- **SHORT PROBLEM**
Work out how many lines of the data hold the string "this", and reply with that number alone.

- **Interface markup and scripts**
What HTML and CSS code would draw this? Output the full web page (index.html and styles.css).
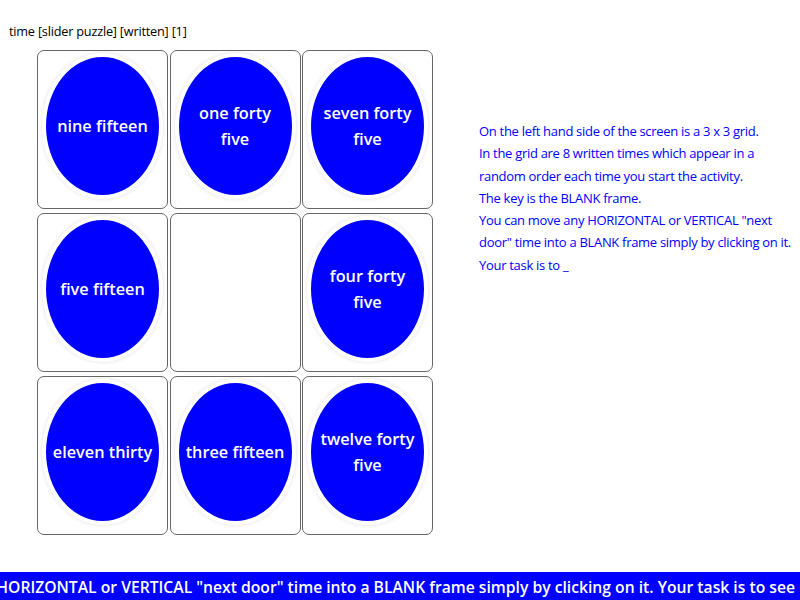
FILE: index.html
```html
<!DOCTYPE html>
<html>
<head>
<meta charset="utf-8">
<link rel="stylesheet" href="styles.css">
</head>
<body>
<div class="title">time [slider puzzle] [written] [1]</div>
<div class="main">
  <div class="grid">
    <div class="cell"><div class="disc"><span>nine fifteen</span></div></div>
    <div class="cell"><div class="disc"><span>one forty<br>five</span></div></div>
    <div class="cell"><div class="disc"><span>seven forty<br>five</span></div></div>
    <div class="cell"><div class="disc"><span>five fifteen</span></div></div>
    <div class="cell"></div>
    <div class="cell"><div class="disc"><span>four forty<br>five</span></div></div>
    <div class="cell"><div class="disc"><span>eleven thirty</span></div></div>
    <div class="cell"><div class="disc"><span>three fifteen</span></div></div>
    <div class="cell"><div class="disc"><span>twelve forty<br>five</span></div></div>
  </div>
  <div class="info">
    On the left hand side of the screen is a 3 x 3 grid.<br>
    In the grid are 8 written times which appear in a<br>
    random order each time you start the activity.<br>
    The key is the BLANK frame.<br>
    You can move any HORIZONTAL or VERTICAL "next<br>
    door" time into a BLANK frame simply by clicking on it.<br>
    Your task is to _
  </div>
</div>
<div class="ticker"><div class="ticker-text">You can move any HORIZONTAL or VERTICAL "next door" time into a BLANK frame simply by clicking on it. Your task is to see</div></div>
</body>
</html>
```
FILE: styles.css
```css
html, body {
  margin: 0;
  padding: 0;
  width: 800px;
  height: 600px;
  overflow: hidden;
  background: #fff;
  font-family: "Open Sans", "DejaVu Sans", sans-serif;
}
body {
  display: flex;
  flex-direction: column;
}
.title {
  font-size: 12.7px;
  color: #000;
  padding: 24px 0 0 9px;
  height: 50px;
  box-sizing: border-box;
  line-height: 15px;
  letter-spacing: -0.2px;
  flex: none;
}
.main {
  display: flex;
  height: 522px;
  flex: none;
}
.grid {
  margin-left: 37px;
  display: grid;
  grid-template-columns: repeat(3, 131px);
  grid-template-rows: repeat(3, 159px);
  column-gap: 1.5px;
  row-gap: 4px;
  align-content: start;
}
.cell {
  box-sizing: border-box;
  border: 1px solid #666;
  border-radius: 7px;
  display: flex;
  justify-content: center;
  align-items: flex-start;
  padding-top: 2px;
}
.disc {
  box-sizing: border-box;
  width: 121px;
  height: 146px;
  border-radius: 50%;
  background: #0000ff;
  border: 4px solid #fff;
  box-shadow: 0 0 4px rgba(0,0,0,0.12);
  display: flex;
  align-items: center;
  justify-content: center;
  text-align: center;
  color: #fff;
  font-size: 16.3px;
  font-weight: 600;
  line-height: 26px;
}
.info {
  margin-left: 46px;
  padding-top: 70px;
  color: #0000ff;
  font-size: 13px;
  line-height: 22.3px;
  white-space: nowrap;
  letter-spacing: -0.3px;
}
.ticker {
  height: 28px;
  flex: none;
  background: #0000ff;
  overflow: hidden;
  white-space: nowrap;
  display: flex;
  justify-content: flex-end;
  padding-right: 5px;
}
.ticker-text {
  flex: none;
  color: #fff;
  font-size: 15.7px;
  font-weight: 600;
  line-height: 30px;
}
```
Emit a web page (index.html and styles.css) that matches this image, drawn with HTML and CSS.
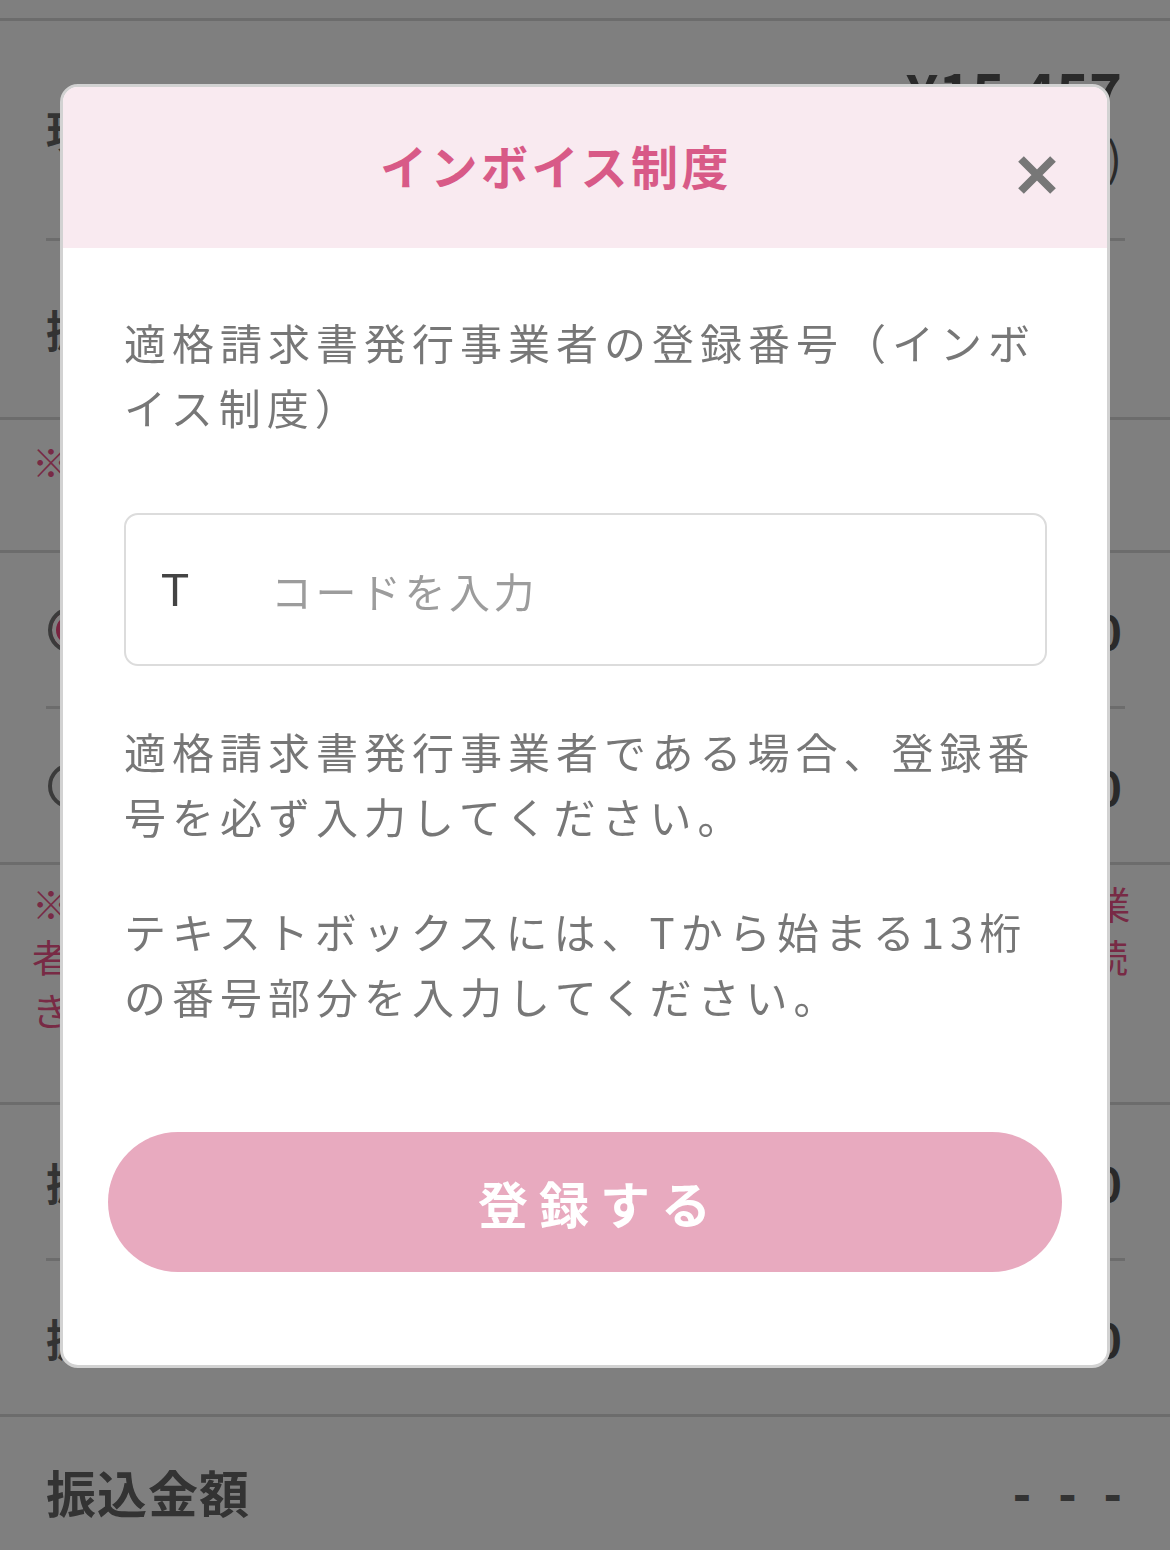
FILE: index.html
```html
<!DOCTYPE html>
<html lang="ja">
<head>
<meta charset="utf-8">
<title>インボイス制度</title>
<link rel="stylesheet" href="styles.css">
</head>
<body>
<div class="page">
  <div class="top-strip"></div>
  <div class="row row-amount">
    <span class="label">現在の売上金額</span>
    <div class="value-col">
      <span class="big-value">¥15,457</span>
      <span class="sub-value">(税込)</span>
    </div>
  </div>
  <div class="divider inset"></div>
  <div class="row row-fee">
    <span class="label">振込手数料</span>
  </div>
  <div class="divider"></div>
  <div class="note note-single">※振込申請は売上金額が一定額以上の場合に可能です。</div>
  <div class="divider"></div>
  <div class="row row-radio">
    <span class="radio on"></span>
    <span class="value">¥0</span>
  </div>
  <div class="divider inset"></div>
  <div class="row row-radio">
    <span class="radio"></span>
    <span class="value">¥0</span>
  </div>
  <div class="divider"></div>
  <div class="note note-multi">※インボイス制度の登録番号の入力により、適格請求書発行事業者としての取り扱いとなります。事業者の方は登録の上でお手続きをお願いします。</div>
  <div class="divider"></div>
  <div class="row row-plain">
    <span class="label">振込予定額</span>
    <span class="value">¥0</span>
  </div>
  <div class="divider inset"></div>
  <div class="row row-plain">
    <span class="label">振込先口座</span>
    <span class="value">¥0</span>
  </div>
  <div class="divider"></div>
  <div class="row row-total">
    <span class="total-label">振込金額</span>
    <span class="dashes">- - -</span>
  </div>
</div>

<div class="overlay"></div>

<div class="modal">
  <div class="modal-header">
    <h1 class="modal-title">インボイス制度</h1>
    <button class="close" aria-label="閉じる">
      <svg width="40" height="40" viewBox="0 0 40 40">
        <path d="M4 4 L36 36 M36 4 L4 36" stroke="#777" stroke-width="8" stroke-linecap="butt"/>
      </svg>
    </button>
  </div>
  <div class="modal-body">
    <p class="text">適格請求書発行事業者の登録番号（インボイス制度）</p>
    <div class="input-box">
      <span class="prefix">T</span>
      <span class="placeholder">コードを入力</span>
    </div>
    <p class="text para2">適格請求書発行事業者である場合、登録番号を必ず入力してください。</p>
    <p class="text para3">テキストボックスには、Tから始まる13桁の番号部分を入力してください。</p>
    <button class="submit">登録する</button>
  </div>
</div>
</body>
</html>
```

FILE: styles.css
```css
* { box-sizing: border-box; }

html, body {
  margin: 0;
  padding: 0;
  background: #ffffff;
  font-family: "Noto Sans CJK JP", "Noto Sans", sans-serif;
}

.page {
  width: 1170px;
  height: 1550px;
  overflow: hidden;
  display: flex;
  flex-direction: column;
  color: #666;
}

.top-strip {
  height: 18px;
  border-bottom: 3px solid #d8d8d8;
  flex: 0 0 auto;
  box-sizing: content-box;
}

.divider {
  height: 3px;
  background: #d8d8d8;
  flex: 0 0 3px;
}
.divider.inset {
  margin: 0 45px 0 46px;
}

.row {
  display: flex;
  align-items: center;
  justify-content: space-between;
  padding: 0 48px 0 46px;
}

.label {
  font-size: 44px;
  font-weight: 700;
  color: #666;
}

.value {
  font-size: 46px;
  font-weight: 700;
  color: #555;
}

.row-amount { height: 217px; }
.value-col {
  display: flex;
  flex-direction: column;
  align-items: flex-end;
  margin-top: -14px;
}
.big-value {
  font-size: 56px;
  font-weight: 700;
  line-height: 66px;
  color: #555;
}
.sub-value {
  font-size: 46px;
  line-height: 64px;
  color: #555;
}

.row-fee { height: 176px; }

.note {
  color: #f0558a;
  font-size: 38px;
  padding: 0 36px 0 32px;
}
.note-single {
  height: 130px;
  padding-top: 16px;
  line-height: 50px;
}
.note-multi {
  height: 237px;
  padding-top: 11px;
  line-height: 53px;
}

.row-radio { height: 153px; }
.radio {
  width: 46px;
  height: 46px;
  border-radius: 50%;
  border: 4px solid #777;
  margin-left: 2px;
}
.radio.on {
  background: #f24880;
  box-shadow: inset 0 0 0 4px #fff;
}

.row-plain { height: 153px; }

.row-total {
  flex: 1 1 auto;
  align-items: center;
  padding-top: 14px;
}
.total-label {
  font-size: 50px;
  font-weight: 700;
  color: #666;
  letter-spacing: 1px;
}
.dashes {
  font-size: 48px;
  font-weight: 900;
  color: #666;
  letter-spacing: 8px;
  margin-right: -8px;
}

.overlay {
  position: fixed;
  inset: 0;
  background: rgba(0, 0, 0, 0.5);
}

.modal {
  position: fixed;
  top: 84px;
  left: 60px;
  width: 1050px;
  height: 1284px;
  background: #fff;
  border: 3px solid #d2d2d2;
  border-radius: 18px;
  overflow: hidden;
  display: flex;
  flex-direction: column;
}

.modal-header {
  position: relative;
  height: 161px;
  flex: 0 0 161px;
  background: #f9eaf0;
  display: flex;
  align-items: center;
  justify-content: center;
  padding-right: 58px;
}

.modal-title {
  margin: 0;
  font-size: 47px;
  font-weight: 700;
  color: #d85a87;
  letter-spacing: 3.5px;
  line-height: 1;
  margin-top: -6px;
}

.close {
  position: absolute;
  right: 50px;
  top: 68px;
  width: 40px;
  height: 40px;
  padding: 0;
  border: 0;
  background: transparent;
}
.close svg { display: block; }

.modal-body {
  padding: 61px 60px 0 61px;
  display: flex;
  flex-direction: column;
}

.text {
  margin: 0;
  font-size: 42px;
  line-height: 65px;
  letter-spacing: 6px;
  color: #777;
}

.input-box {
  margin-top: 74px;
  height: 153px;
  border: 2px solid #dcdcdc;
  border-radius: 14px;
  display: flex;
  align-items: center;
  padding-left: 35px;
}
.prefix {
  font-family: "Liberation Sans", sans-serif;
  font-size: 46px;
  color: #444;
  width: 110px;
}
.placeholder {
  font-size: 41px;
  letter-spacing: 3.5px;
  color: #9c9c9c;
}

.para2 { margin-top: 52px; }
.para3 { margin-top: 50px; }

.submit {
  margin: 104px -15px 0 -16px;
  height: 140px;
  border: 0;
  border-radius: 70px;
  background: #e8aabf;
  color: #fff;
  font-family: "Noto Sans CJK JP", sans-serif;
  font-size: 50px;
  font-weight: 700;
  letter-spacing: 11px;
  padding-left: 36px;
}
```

- **TASK SOLUTION**
2